Изменить размер шрифта - +
Подниму на ноги врачей, использую все знакомства.

Переодеваясь, разбудил Костю и передал страшную для меня новость. Жена в больнице, сердечный приступ… Просит приехать…

– «Новость» шита белыми нитками, – безаппеляционно заявил сыщик. – Как мы и предполагали, вас пытаются выманить из квартиры. Хотите убедиться – позвоните жене. Только не отсюда – телефон может прослушиваться. По дороге на вокзал зайдите на переговорный пункт…

Дыщать стало легче. Действительно, Виталий, основательно изучив отчима, изобрел самый простой и надежный способ удалить из квартиры нежелательного свидетеля. Знает, подонок, как я люблю Машеньку, вот и с присущим ему артистизмом сыграл на этом святом для каждого порядочного человека чувстве.

И это – Человек? Дерьмо собачье, мозгляк, мерзавец, твердил я про себя торопясь к переговорному пункту. Понадобится – подставит под нож убийцы родную мать, продаст отца, переступит через их тела и спокойно станет удовлетворять скотские свои желания.

Вокруг переговорного пункта – тишина и покой. Люди, конечно, ходят, занимаются привычными делами. В стороне на траве газона мирно спит пьяный алкаш, рядом ползают на четьвереньках два его собутыльника. Если бы мне поручили изобразить герб новой России, нарисовал бы бутылку водки и присосавшегося к ней грязного бомжа. А внизу написал: свобода с законом и демократией.

К тротуару прижалась шикарная иномарка. «Бмв» либо «волво» не разглядел: нет ни времени, ни настроения. Заметил только в салоне расфуфыренную красотку годков шестнадцати, не больше. Либо дочь «нового русского», либо его любовница. Может быть, элитная проститутка. Совмещающая занятие сексуальным бизнесом с занятиями в престижном учебном заведении или в школе.

Что мне сейчас до иномарок и проституток, когда Машенька может быть находится между жизнью и смертью? Вдруг все, что отчаянно прокричал в трубку пасынок – правда? Успокоительные заверения Кости перестали действовать на меня, возвратилась прежнее паническое желание – вскочить в первую же электричку и…

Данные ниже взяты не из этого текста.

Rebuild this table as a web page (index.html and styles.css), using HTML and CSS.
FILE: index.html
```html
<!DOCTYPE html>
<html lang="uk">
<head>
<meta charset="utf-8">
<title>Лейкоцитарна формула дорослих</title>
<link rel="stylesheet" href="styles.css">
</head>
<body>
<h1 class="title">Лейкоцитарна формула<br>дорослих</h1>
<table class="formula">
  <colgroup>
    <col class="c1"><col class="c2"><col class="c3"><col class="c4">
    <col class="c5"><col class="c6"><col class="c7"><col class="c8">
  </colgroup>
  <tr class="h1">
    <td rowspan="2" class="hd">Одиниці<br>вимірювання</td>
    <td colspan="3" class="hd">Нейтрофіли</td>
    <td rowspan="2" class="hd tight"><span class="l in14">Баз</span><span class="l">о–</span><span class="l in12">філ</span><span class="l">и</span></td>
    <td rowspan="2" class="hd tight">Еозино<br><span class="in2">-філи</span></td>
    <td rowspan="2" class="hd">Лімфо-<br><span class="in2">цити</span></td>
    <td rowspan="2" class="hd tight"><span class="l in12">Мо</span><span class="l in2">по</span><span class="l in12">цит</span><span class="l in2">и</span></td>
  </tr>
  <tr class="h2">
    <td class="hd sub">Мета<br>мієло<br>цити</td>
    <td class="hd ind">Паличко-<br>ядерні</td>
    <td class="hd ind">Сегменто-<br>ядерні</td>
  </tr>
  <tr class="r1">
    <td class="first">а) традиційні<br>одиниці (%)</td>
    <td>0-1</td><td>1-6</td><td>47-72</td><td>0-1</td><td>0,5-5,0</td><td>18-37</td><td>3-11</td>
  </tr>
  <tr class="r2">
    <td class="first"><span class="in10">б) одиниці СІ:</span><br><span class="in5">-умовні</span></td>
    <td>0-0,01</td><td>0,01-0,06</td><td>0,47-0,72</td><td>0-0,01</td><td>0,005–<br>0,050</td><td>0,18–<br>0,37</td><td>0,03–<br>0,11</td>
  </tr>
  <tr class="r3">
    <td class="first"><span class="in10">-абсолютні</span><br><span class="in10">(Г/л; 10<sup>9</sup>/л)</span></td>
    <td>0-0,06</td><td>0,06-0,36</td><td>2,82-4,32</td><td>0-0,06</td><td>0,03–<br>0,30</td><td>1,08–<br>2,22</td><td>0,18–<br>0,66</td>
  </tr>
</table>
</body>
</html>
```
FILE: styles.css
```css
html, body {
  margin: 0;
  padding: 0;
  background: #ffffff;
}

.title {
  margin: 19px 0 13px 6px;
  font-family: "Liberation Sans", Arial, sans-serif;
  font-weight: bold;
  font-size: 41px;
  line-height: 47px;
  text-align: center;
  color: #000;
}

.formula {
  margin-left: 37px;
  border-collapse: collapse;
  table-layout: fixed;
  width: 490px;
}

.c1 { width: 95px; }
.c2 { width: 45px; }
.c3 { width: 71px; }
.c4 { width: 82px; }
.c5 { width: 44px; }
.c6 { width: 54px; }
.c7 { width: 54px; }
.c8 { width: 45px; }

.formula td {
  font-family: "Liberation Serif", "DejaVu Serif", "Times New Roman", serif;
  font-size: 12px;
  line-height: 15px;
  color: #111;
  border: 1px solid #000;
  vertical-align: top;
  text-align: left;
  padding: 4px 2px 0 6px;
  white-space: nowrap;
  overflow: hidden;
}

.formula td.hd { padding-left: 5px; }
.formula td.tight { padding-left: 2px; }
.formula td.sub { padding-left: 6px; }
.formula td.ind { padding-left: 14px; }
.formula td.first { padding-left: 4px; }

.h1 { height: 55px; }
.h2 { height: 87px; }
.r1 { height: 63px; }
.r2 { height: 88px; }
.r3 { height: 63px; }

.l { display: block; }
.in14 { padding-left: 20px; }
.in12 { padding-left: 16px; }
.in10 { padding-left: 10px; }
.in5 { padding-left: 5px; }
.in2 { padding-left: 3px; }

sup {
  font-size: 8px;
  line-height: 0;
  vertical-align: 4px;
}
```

Сработал заложенный родителями и школой механизм обязательности: пообещал – выполни. Еще раз внимательно осмотревшись и не заметив ничего подозрительного, я бросился к московскому телефону. Сейчас только он способен решить дальнейшие мои действия: ответит Машенька – отправлюсь в уголовный розыск к Стулову, не ответит – помчусь в больницу.

А вдруг возле телефона сидит Виталий? Обычно отвечает Машенька, если ее нет, значит, в больнице. Разговаривать с пасынком не стану.

Протяжные гудки напоминают болезненные стоны… Один… второй… третий… Неужели Виталий сказал правду?

– Вас слушают.

Мелодичный машенькин голос ласково погладил натянутые нервы, освежил пылающую голову.

– Как ты себя чувствуешь? – машинально спросил я, нарушив данный год тому назад запрет на общение с бывшей женой. Во всех видах и формах. – Как сердце?

– Павлик? – обрадовалась Машенька. – Наконец то, появился… Почему не звонишь, не приезжаешь? – и тихо, едва слышно, прошептала. – Мне плохо без тебя…

Плохо? А мне разве хорошо? Но я – один, без ежедневных проблем и взрывов, для удовлетворения плотских желаний имею под боком сдобную коротышку, никто не мешает работать, не поливает матом, не размахивает перед лицом кулаками.

Машенька живет с сыном, родным и поэтому – любимым. Все его недостатки окупаются одним единственным словом – сын. Все остальное прощается, отбрасывается, как нечто второстепенное, малосущественное. И грубость, и предательство, и манеры завзятого преступника…

– Мне тоже нелегко, – признался я, глотая заершенный ком. – Ты должна понять…

Что именно Машенька должна понимать, осталось за кадром.